FAIRBANKS - Fairbanks again this year held a tribute to the state's ongoing battle with bootleggers and people who try to smuggle alcohol into Alaska's dry communities.
Tonya Esmailka is an addiction counselor. Debbie Ogden was raised by alcoholics.
The pair stood over a 55-gallon drum Saturday pouring out bottles of R & R Canadian Whisky.
On a nearby table sat the rest of the booze, including 203 more bottles of R & R whisky.
When all counted, there was about 100 gallons of beer, wine and spirits.
All of it was poured out.
"I used to drink," said airline cargo handler James Johnson. "I haven't had a drink for about 11 years. It feels good to dump it out."
Ogden, the daughter of alcoholic parents, agreed.
"It felt absolutely wonderful pouring it out," she said. "It was like saving a life. I saw the effects of it and especially how it affects the Native people."
The event dubbed Fairbanks International Airport's Big Pour was hosted by the Fairbanks Airport Police and Fire Department.
Thanks to ordinary people calling a tip line, authorities confiscated 111 gallons of alcohol in 2008. That is twice as much booze as in the previous year.
This year's pour drew about 50 people, including Alaska Public Safety Commissioner Joseph Masters; Sen.
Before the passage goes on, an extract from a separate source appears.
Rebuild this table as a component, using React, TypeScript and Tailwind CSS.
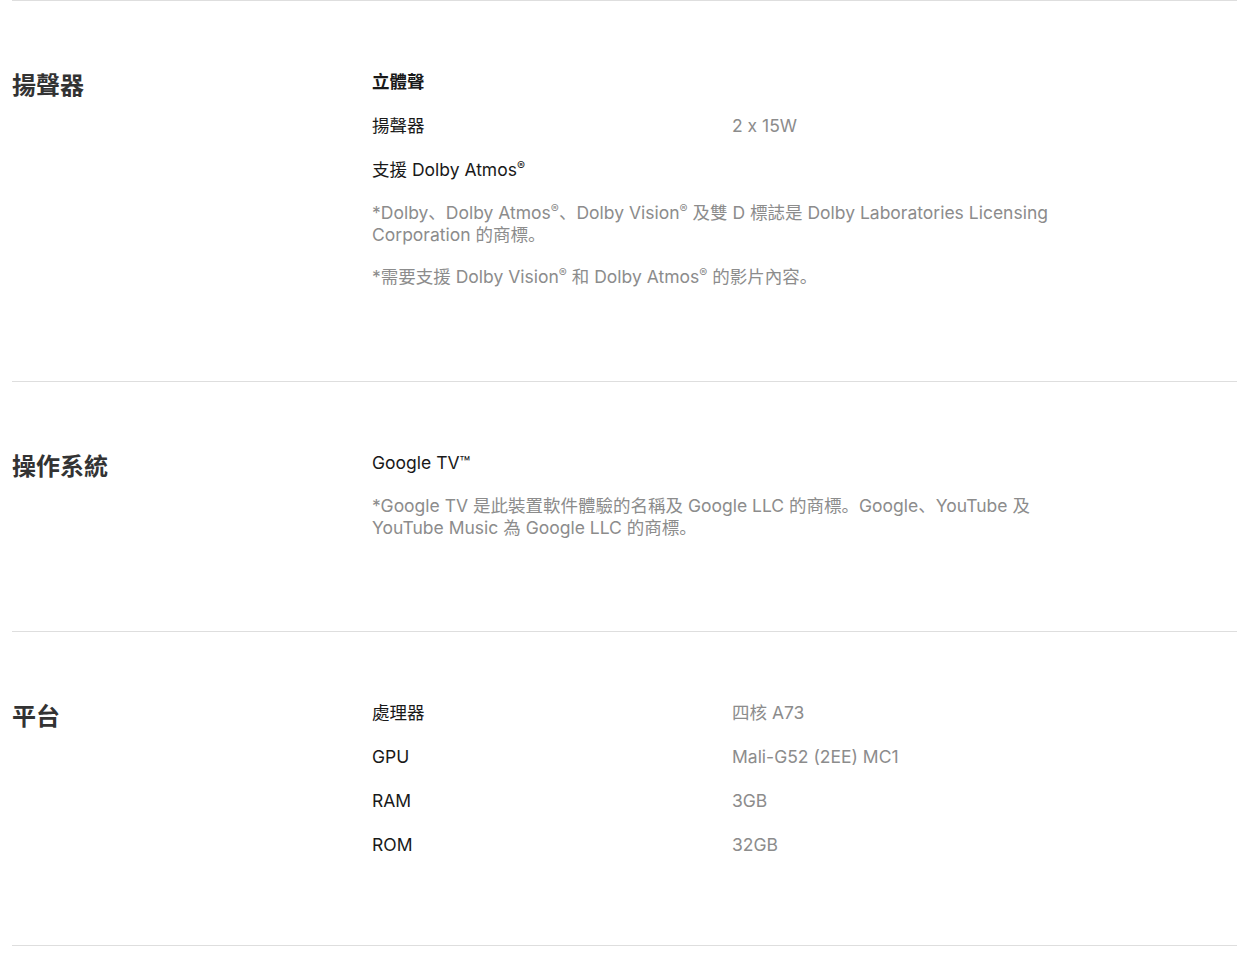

Joe Thomas, D-Fairbanks; Rep. Jay Ramras, R-Fairbanks; Rep. Nancy Dahlstrom, R-Anchorage; former Fairbanks Councilwoman Tanya Brown; and Christine Klein, a transportation department deputy commissioner. The Soaring Eagle Drum Group performed.
As Sean Topkok emptied a few bottles, it wasn't his alcoholic father he thought about but young people living in rural Alaska. Topkok hoped the state's efforts to curb bootlegging means a few more young people won't be exposed to the life-shattering affects of drinking.
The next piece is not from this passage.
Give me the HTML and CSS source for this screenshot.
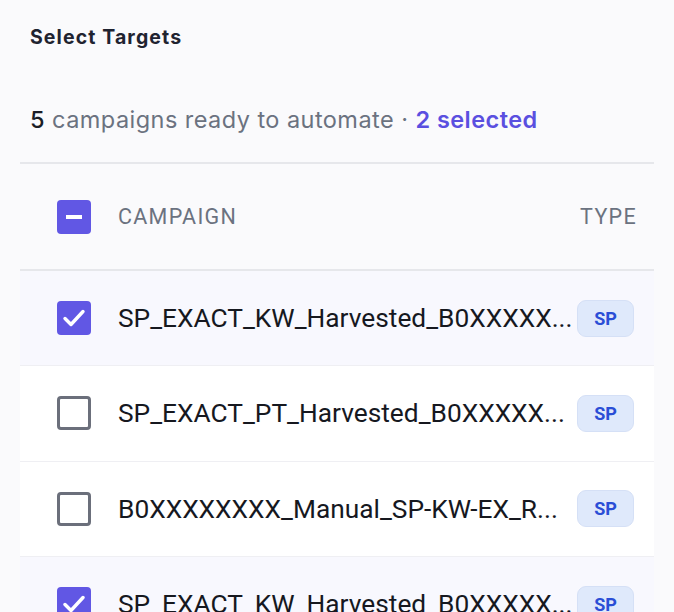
FILE: index.html
```html
<!DOCTYPE html>
<html>
<head>
<meta charset="utf-8">
<link rel="stylesheet" href="styles.css">
</head>
<body>
<div class="page">
  <h2 class="title">Select Targets</h2>
  <p class="summary"><span class="count">5</span> campaigns ready to automate · <span class="sel">2 selected</span></p>
  <div class="table">
    <div class="head">
      <span class="cb cb-on"><span class="dash"></span></span>
      <span class="hcol">CAMPAIGN</span>
      <span class="htype">TYPE</span>
    </div>
    <div class="row row-sel">
      <span class="cb cb-on"><svg viewBox="0 0 34 34" class="tick"><path d="M8 17.5l6 6 12-13" /></svg></span>
      <span class="name">SP_EXACT_KW_Harvested_B0XXXXX...</span>
      <span class="badge">SP</span>
    </div>
    <div class="row">
      <span class="cb cb-off"></span>
      <span class="name">SP_EXACT_PT_Harvested_B0XXXXX...</span>
      <span class="badge">SP</span>
    </div>
    <div class="row">
      <span class="cb cb-off"></span>
      <span class="name">B0XXXXXXXX_Manual_SP-KW-EX_R...</span>
      <span class="badge">SP</span>
    </div>
    <div class="row row-sel">
      <span class="cb cb-on"><svg viewBox="0 0 34 34" class="tick"><path d="M8 17.5l6 6 12-13" /></svg></span>
      <span class="name">SP_EXACT_KW_Harvested_B0XXXXX...</span>
      <span class="badge">SP</span>
    </div>
  </div>
</div>
</body>
</html>
```
FILE: styles.css
```css
html, body {
  margin: 0;
  padding: 0;
  background: #fafafc;
}
.page {
  width: 674px;
  height: 612px;
  overflow: hidden;
  padding: 0 20px;
  box-sizing: border-box;
  font-family: Inter, "Liberation Sans", sans-serif;
}
.title {
  margin: 0;
  padding: 26px 0 0 10px;
  font-size: 19.5px;
  line-height: 22px;
  font-weight: 700;
  letter-spacing: 1.1px;
  color: #1f2330;
}
.summary {
  margin: 0;
  padding: 58px 0 0 10px;
  height: 28px;
  font-size: 23.5px;
  line-height: 28px;
  letter-spacing: 0.45px;
  color: #6b7280;
}
.count {
  color: #1a1d26;
  font-weight: 500;
}
.sel {
  color: #5a4fe0;
  font-weight: 600;
}
.table {
  margin-top: 28px;
  border-top: 2px solid #e6e7eb;
}
.head {
  display: flex;
  align-items: center;
  height: 105px;
  padding: 0 17px 0 37px;
  border-bottom: 2px solid #e6e7eb;
  font-family: Roboto, "Liberation Sans", sans-serif;
  font-size: 21.5px;
  letter-spacing: 1.3px;
  color: #6b7280;
}
.hcol {
  flex: 1;
  margin-left: 27px;
}
.cb {
  flex: none;
  width: 34px;
  height: 34px;
  box-sizing: border-box;
  border-radius: 4px;
  display: flex;
  align-items: center;
  justify-content: center;
}
.cb-on {
  background: #6157e4;
}
.cb-off {
  border: 3px solid #6b6f7b;
  background: #ffffff;
}
.dash {
  width: 16px;
  height: 4px;
  background: #ffffff;
}
.tick {
  width: 34px;
  height: 34px;
}
.tick path {
  fill: none;
  stroke: #ffffff;
  stroke-width: 3.4;
  stroke-linecap: round;
  stroke-linejoin: round;
}
.row {
  display: flex;
  align-items: center;
  height: 94.3px;
  padding: 0 20px 0 37px;
  border-bottom: 1px solid #efeff3;
  background: #ffffff;
  font-family: Roboto, "Liberation Sans", sans-serif;
}
.row-sel {
  background: #f8f8fe;
}
.name {
  flex: 1;
  min-width: 0;
  margin-left: 27px;
  font-size: 26.3px;
  color: #16181f;
  white-space: nowrap;
  overflow: hidden;
}
.badge {
  flex: none;
  width: 57px;
  height: 37px;
  box-sizing: border-box;
  margin-left: 1px;
  border: 1px solid #d5e0f6;
  border-radius: 9px;
  background: #dfe9fb;
  color: #2a4ed6;
  font-size: 18px;
  font-weight: 700;
  display: flex;
  align-items: center;
  justify-content: center;
}
```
"Bootlegging is like purposely bringing an unwanted disease into a community against its wishes," the University of Alaska Fairbanks instructor and Web designer said.
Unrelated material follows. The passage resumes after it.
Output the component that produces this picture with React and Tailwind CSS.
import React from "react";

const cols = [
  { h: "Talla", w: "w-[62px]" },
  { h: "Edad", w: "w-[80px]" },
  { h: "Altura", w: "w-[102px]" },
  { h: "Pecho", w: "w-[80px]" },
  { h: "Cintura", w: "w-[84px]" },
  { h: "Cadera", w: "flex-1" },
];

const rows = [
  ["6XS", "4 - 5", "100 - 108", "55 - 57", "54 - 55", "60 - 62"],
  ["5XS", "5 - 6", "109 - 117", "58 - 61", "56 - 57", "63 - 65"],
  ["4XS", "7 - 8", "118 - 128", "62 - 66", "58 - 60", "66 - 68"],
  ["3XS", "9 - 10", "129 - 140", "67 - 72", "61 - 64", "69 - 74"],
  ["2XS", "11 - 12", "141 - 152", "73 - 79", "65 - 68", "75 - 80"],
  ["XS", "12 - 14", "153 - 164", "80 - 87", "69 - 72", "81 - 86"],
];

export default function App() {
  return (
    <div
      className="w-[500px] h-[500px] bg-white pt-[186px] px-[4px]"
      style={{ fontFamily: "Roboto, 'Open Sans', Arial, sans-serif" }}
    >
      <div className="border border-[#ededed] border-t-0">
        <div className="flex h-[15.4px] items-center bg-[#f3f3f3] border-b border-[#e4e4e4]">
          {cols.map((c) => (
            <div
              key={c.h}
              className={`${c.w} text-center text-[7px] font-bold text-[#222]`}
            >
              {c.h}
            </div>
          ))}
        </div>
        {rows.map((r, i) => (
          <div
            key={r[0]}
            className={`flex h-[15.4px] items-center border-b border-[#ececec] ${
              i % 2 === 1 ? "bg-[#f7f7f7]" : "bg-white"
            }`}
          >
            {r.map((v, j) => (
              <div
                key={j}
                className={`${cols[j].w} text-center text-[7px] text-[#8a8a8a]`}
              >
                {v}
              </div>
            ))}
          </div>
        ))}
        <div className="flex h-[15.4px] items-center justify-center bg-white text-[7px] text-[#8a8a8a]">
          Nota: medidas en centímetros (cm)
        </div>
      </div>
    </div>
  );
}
Rick Rifley, the airport police sergeant who hatched the idea, said the Big Pour started as a way for authorities to thumb their noses at bootleggers by making the alcohol disposal into a public display.
Previously, airport police poured confiscated booze down a drain in their nondescript building west of the main airport terminal. Now, the alcohol is poured into drums under a vestibule in the General Aviation Airpark south of the Mitchell Expressway. A wife of one of the airport police officers catered the event.